Portrait of Robert Arneson by Tony Natsoulas

"Bob"
Ceramic Sculpture
96" x 22 x 28

Arneson was born in Benicia, California, then a small blue-collar town. He graduated from Benicia High School and spent much of his early life as a cartoonist for a local paper. Arneson studied art education in Oakland, California and went on to receive an MFA in 1958.

Starting in the 1960s, Arneson and several other California artists began to abandon the traditional manufacture of functional items in favor of using everyday objects to make confrontational statements. The new movement was dubbed " Funk Art," and Arneson is considered the "father of the ceramic Funk movement."

Arneson used common objects in his work, which included both ceramic sculptures and drawings. He appeared in many of his own pieces — as a chef, a man picking his nose, a jean-jacketed hipster in sunglasses.

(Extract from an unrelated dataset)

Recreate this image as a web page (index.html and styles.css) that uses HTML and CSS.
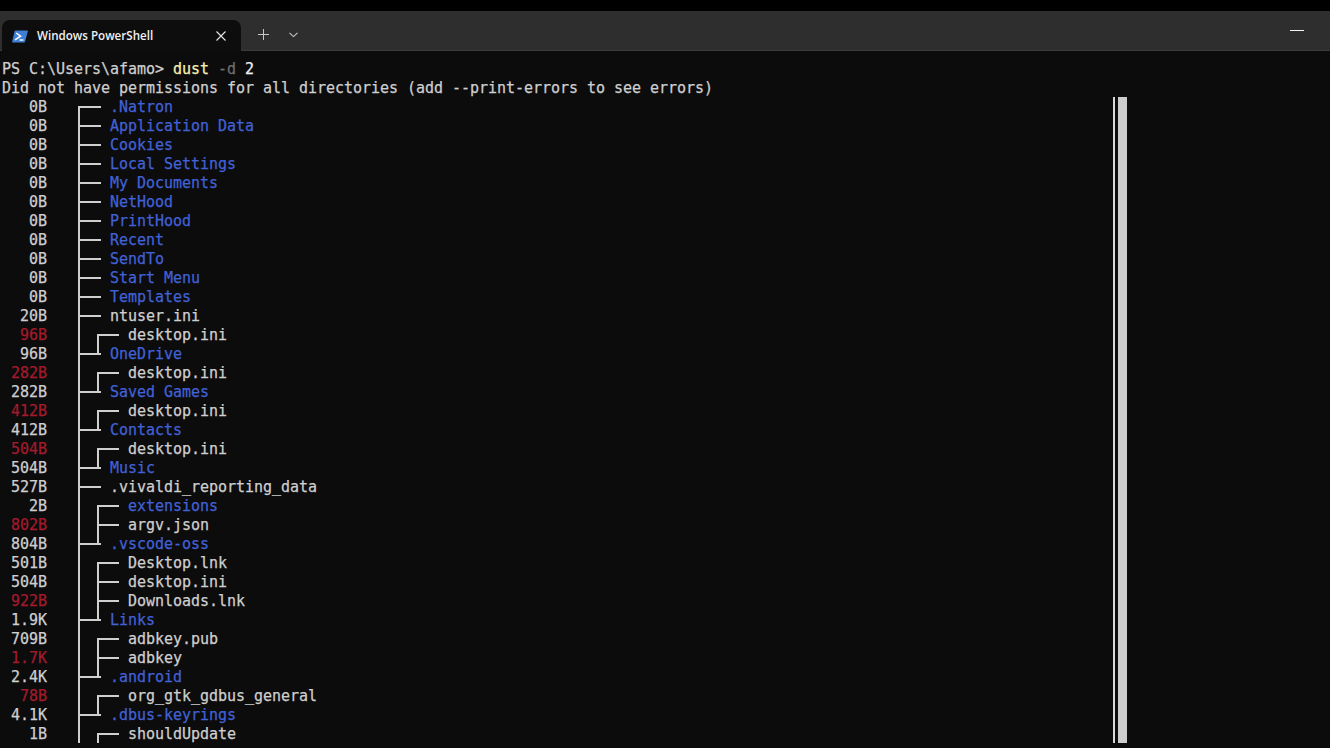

Even his Eggheads bear a self-resemblance. Among the last works Arneson completed before his death, the last of the Eggheads were installed on campus at UC Davis in 1994. The controversial pieces continue to serve as a source of interest and discussion on the campus, even inspiring a campus blog by the same name.

One of Arneson's most famous and controversial works is a bust of George Moscone, the mayor of San Francisco who was assassinated in 1978. Inscribed on the pedestal of the bust are words representing events in Moscone's life, including his assassination: the words "Bang Bang Bang Bang" and "Harvey Milk Too!" are visible in on the front of the pedestal.